Saying ‘yes’ proved to be the right answer. It’s what pushed Marsha Martin into a rewarding career for twenty-some years and counting.
Asked to host a grand-opening party for a major international company, with more than 600 guests expected to attend, there was only one answer that came to mind for Marsha.
“Sure, absolutely we can do that,” she said at the time.
It wasn’t until the meeting had concluded and Marsha was on her way home that reality set in.
“What did I just agree to do? I was absolutely in a panic for about a week. I had never organized something bigger than a birthday party or a family reunion.”
It’s a risky approach to a business deal, but it has proven to be a blueprint for success.
Two massive tents, one for food and drink and the other for fun and games, were set up in the company’s parking lot. Saskatchewan’s premier at the time was the headlined guest speaker. Interactive sports games kept the guests entertained. The food was delicious and drinks were plentiful.
“It was a roaring success. We had such a great time,” Marsha said of the event. “That was the turning point. That’s when I realized I could do this. I could host a big event and do it quite well.”
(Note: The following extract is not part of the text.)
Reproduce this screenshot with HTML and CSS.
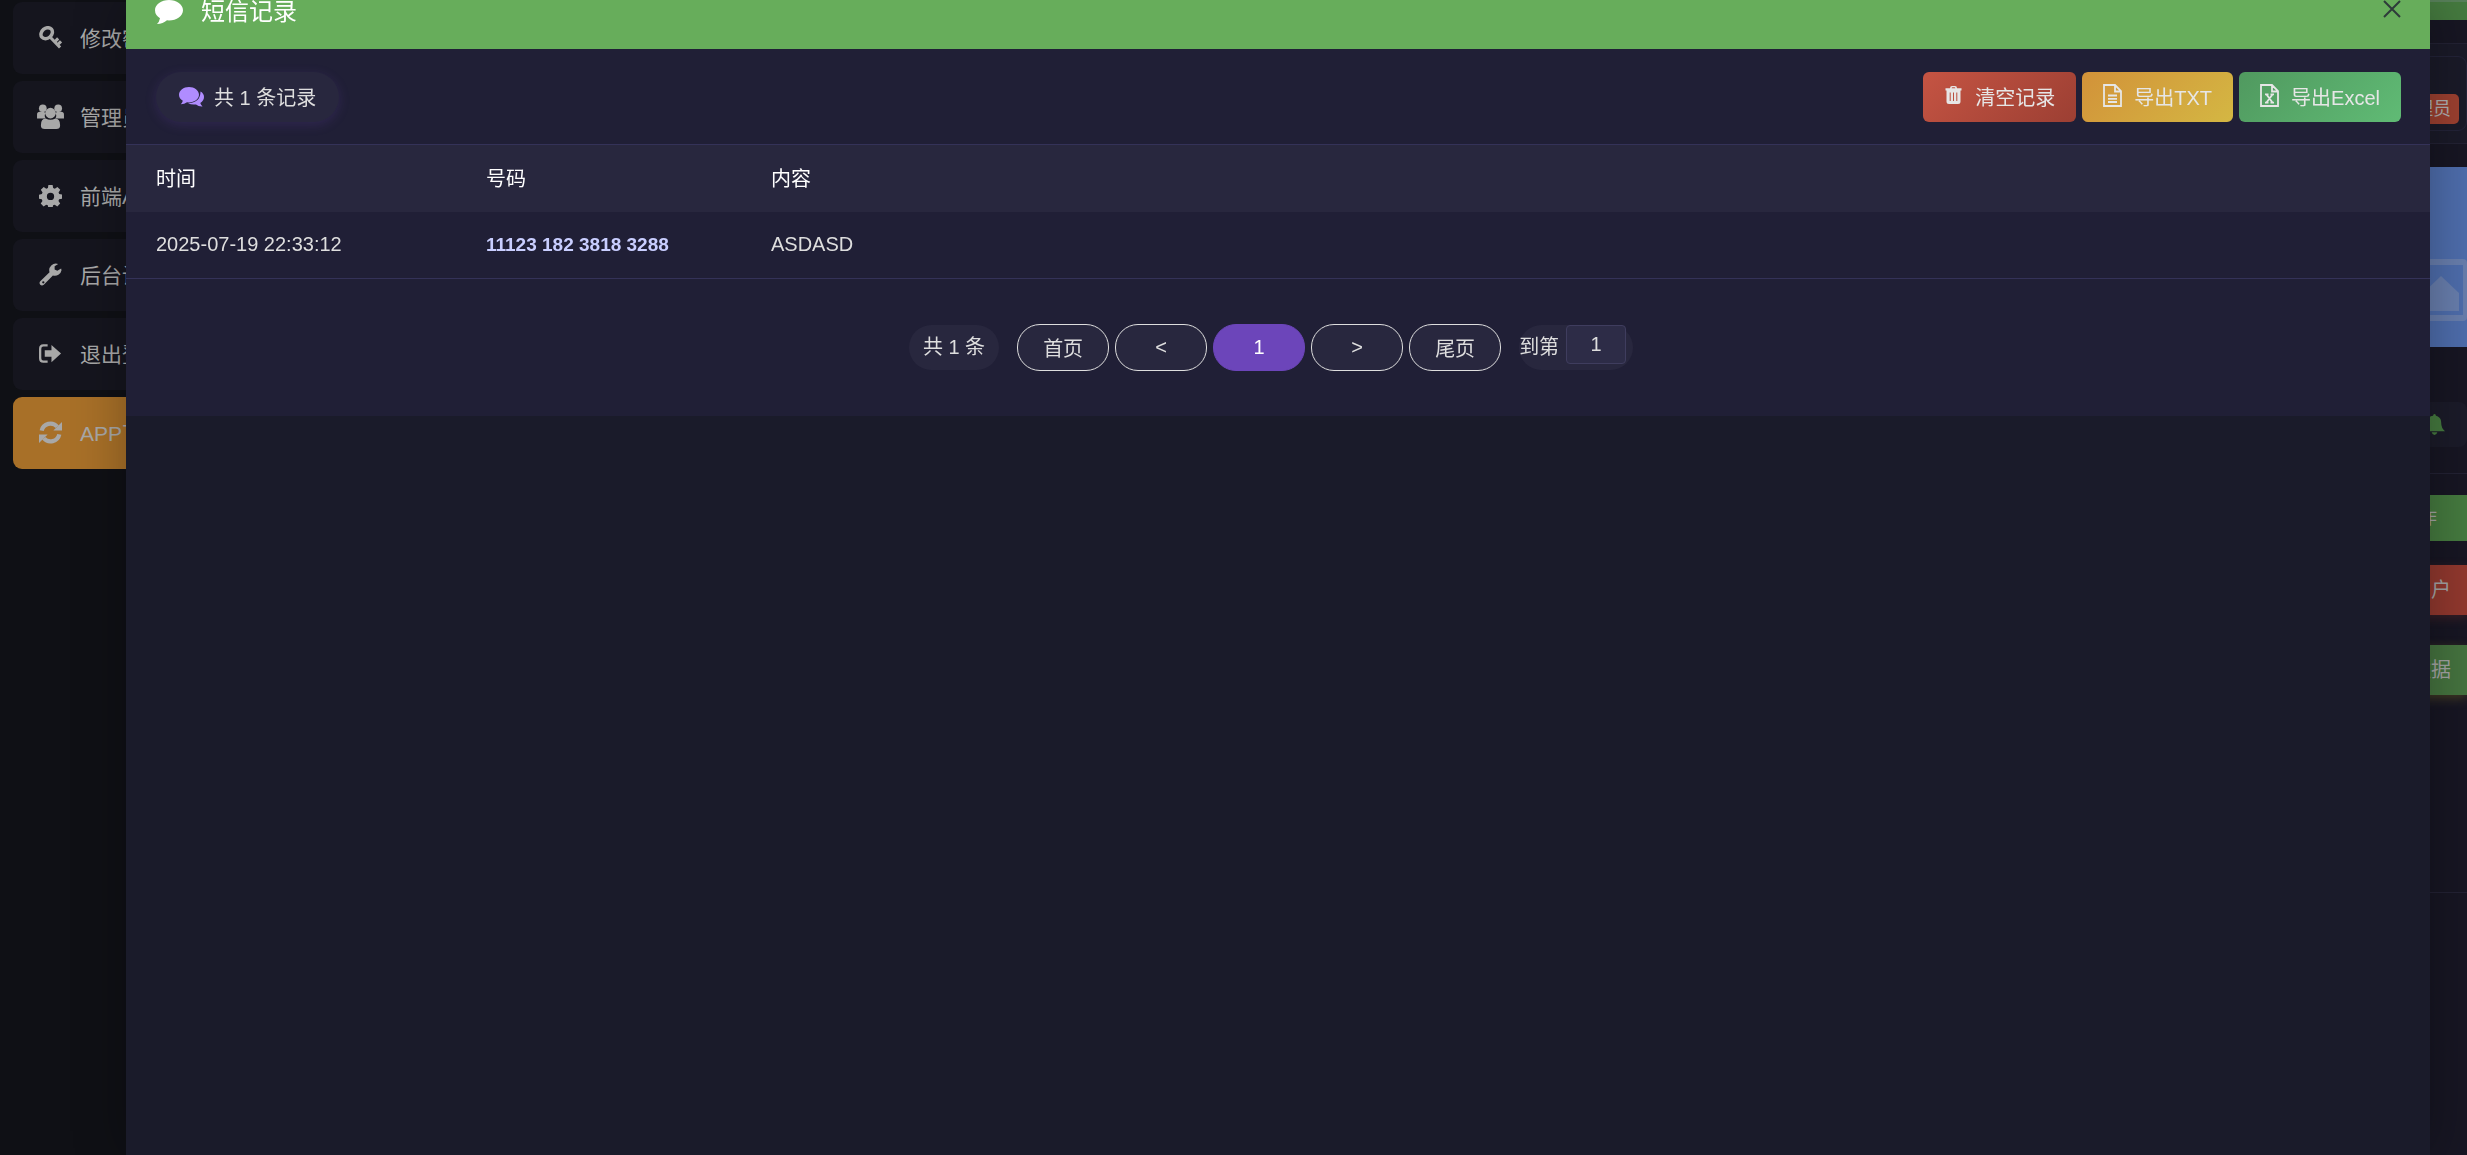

Marsha has since been asked to help organize lavish functions for numerous members of the British royal family, including Queen Elizabeth II, during their visits to Saskatchewan.
In 2005, she was part of the team handling internal and external communications for a royal visit to Saskatoon.
What does that entail? Memos to the media kept reporters and newsrooms in the loop on the royals’ schedule and Marsha served as the liaison for media at all public events. She was the go-between for the royal’s team and the local ground staff at the host facilities and for the RCMP, who assisted with security.
The royal visits were the most visible events. But it was the 100-year anniversary party for the Saskatchewan Urban Municipalities Association (SUMA) that garnered the greatest number of guests.
More than 1,200 delegates gathered in Saskatoon for a week-long celebration. The MCC team took care of all logistics like hotel and hospitality rooms, transportation to and from host facilities and booking tours of local tourist hotspots, among many other intricate details that couldn’t be overlooked.
Other major events Marsha has helped organize include Kenroc Building Materials’ 50-year anniversary, a year-long event hosted at several Kenroc locations across western Canada; a uranium consultation tour that made numerous stops across Saskatchewan; the opening of the Mother Baby Unit at Regina’s General Hospital and three of Casino Regina fundraising events at the Show Lounge.
“We’re very good at what we do,” Marsha said. “I honestly can’t think of an example where we’ve had something go horribly wrong.”
What’s the secret to her success? Well, it’s not a secret as much as it is a laser focus on the master plan.
“Of the top five things you need to have, the top four would be the MCC team working the details, details, details and details. Scheduling needs to be broken down to the minute, especially when it comes to the royals.
“The only thing people see is the end result – the nicely-set tables, the food, the decorations, a sound system or video display. It looks like it’s so easy to do. But for many of these projects, we’re looking at 100 hours or more of time that goes into doing the details.”
And if you’ve ever had the pleasure of meeting Marsha, you immediately learn by her kindness and warmth that she always aims to please. But what does she get out of hosting all of these elaborate soirees?
“It’s at the end the night when the emcee wishes everyone a good night and you know everything has been done right and that everything went smoothly. It’s the most intense feeling of satisfaction. It just puts the biggest smile on my face and it reminds me that I love what I do.”